According to Ignatius, who has excellent relations with U.S. defense officials, the intelligence community in Washington changed its assessment regarding Iran’s intentions some two weeks ago. Until then, the Americans believed the Iranians would try to ride out the economic and political pressure from Washington to remain within the nuclear deal (which the Trump administration pulled out of a year ago), and to wait out the next 20 months in the hope that President Donald Trump would lose his reelection bid.

As Ignatius sees it, “the United States concluded that the Iranians had decided to reset their strategy,” either because the U.S. sanctions are biting too hard or because the Iranians “concluded that Trump might be reelected.” In addition to Iran’s doubts about the continued implementation of the nuclear agreement, the Americans receive intelligence about plans for imminent attacks on U.S. targets in the region, either by Iranian forces or their proxies (such as Shi’ite militias in Iraq or Houthi rebel forces in Yemen).

Ignatius mentioned the possibility of attacks on the more than 5,000 U.S. troops in Iraq. Other assessments, reported by Israel’s Channel 13 News, hold that Israel passed along intelligence warnings of Iranian plans to attack installations linked to Saudi Arabia’s petroleum trade, in an indirect act of revenge for the U.S. cancellation of exemptions for eight countries that continued to buy oil from Iran. The Houthis, for their part, fired missiles at a tanker carrying crude oil from Saudi Arabia to Egypt through the Bab El-Mandeb Strait last July.

Late last week, the U.S. Maritime Administration warned that Iran could target U.S. commercial ships, including oil tankers, as well as “U.S. military vessels in the Red Sea, Bab-el-Mandeb Strait, or the Persian Gulf.”

In addition to deploying the aircraft carrier, which according to some reports had been planned in advance, the U.S. announced a new deployment of Patriot anti-aircraft missiles in the region and sent a few B-52 bombers to a U.S. base in Qatar. These moves are not that dramatic because the deployments are limited, but the way the administration announced them and the extensive media coverage they received made them seem like saber-rattling.

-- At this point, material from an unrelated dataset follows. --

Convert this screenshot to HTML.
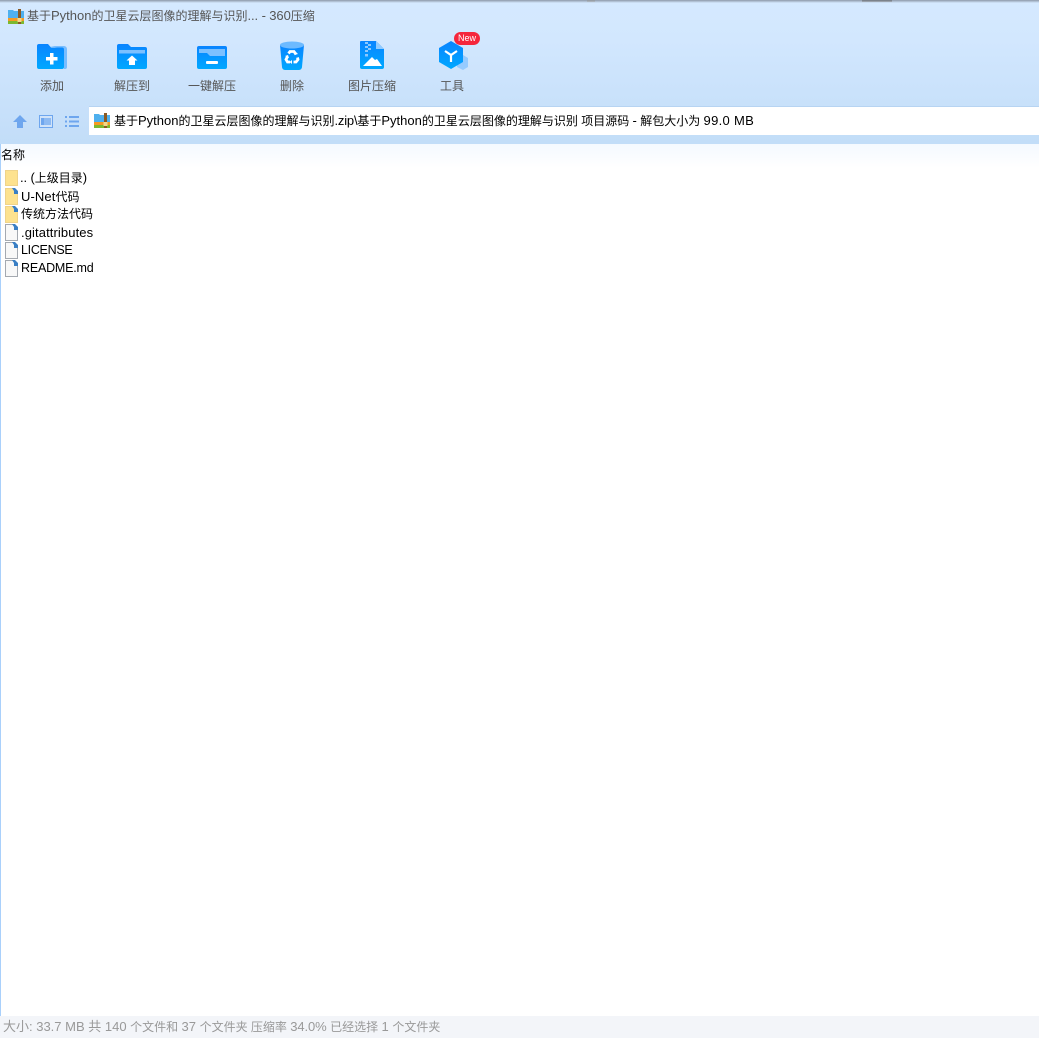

That raises the questions of whether the Americans are following a written script, and what they hope to accomplish. Does Trump, who is not keen to launch new wars in the Middle East, seek to return the Iranians to the bargaining table, in a bid to reach a new nuclear agreement more favorable to the United States than the one signed by the Obama administration in Vienna in 2015? Trump and Prime Minister Benjamin Netanyahu characterized that one as a “disaster.” (CNN reported Saturday that the White House gave Trump’s private phone number to Iran, via Switzerland.)

Or do the hawks in the administration, who include John Bolton, the national security adviser, want to go to war against Iran in order to achieve regime change there?

There are plenty of historical examples of governments and intelligence agencies manipulating raw intelligence. The most traumatic of these for Americans in the past few decades came in 2002 when the administration of President George W. Bush claimed that Iraq had weapons of mass destruction, shortly before invading the country and bringing down the regime of Saddam Hussein.

For now, Israel is not at the center of the front between the United States and Iran. If such a military confrontation does happen, which currently seems unlikely, it will have indirect implications for Israel. That is presumably the reason that nearly every conversation with a high-ranking military official in recent weeks began with the situation in the Gaza Strip but quickly jumped to the events in the Gulf.

Iran could go on to use other arenas closer to Israel – Gaza, Lebanon, Syria – as diversions or to damage the interests of Washington and its allies in the region. That may have figured into the calculus behind last week’s decision to end the round of fighting with Hamas and Islamic Jihad quickly, despite the deaths of four Israelis and the firing of 700 rockets into southern Israel.